Electrospun fiber membranes from blends of PVDF with fouling-resistant zwitterionic copolymers

Poster Session: 

B

Presenter: 

Nelaka Govinna

Authors: 

Nelaka Govinna(1), Papatya Kaner(2), Davette Ceasar(1,3), Anita Dhungana(1,4), Cody Moers(1,5), Katherine Son(1,4), Ayse Asatekin(2), Peggy Cebe(1)

Author Affiliation: 

(1) Department of Physics and Astronomy, Center for Nanoscopic Physics, Tufts University, Medford, MA 02155, USA (2) Department of Chemical & Biological Engineering, Science and Technology Center, Tufts University, Medford, MA 02155, USA (3) Temple University, Philadelphia, PA 19122, USA (4) Rochester Institute of Technology, Rochester, NY 14623, USA (5) Gallaudet University, Washington, DC 20002, USA

Abstract: 

Non-woven super-hydrophobic fiber membranes have potential applications in oil-water separation and membrane distillation, but fouling negatively impacts both applications.
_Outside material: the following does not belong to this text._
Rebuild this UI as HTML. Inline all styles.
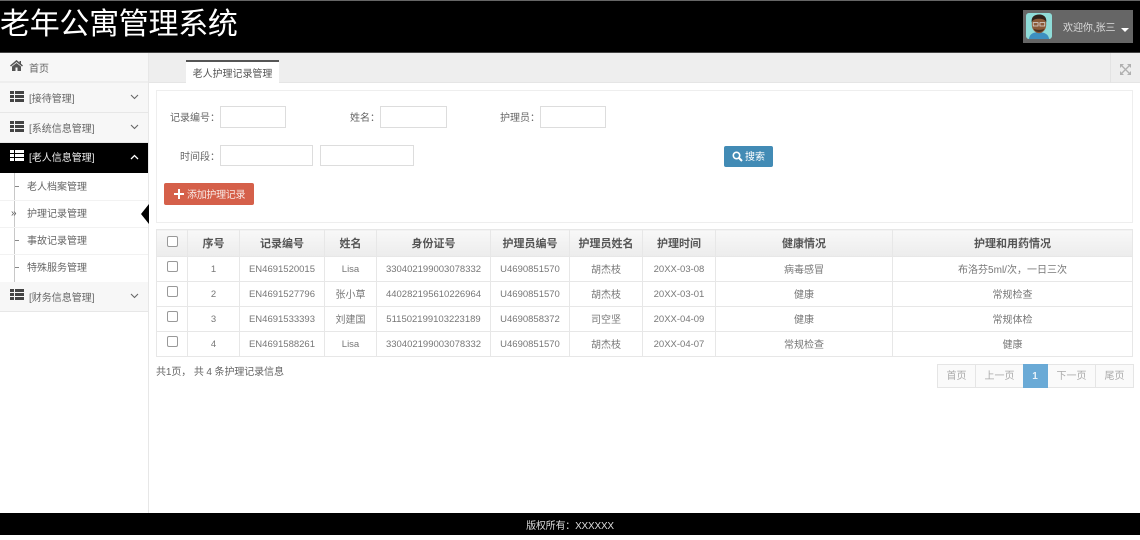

Membranes were prepared from blends comprising poly(vinylidene fluoride), PVDF, and random zwitterionic copolymers of poly(methyl methacrylate), PMMA, with sulfobetaine methacrylate, SBMA, or with sulfobetaine-2-vinylpyridine, SB2VP. PVDF imparts mechanical strength to the membrane, while the copolymers enhance fouling resistance. Blend composition was varied by controlling the PVDF:copolymer ratio. Non-woven fiber membranes were obtained by electrospinning solutions of PVDF and the copolymers in a mixed solvent of N,N-dimethylacetamide and acetone. The PVDF crystal phases and crystallinities of the blends were studied using wide angle X-ray diffraction and differential scanning calorimetry. PVDF crystallized preferentially into its polar beta phase, though its degree of crystallinity was reduced with increased addition of the random copolymers. Thermogravimetry showed that the degradation temperatures varied systematically with blend composition. PVDF blends with either copolymer showed significant increase of fouling resistance. Membranes prepared from blends containing 10% P(MMA-ran-SB2VP) had the highest fouling resistance, with a five-fold decrease in protein adsorption on the surface, compared to homopolymer PVDF. They also exhibited higher pure water flux, and better oil removal in oil/water separation experiments.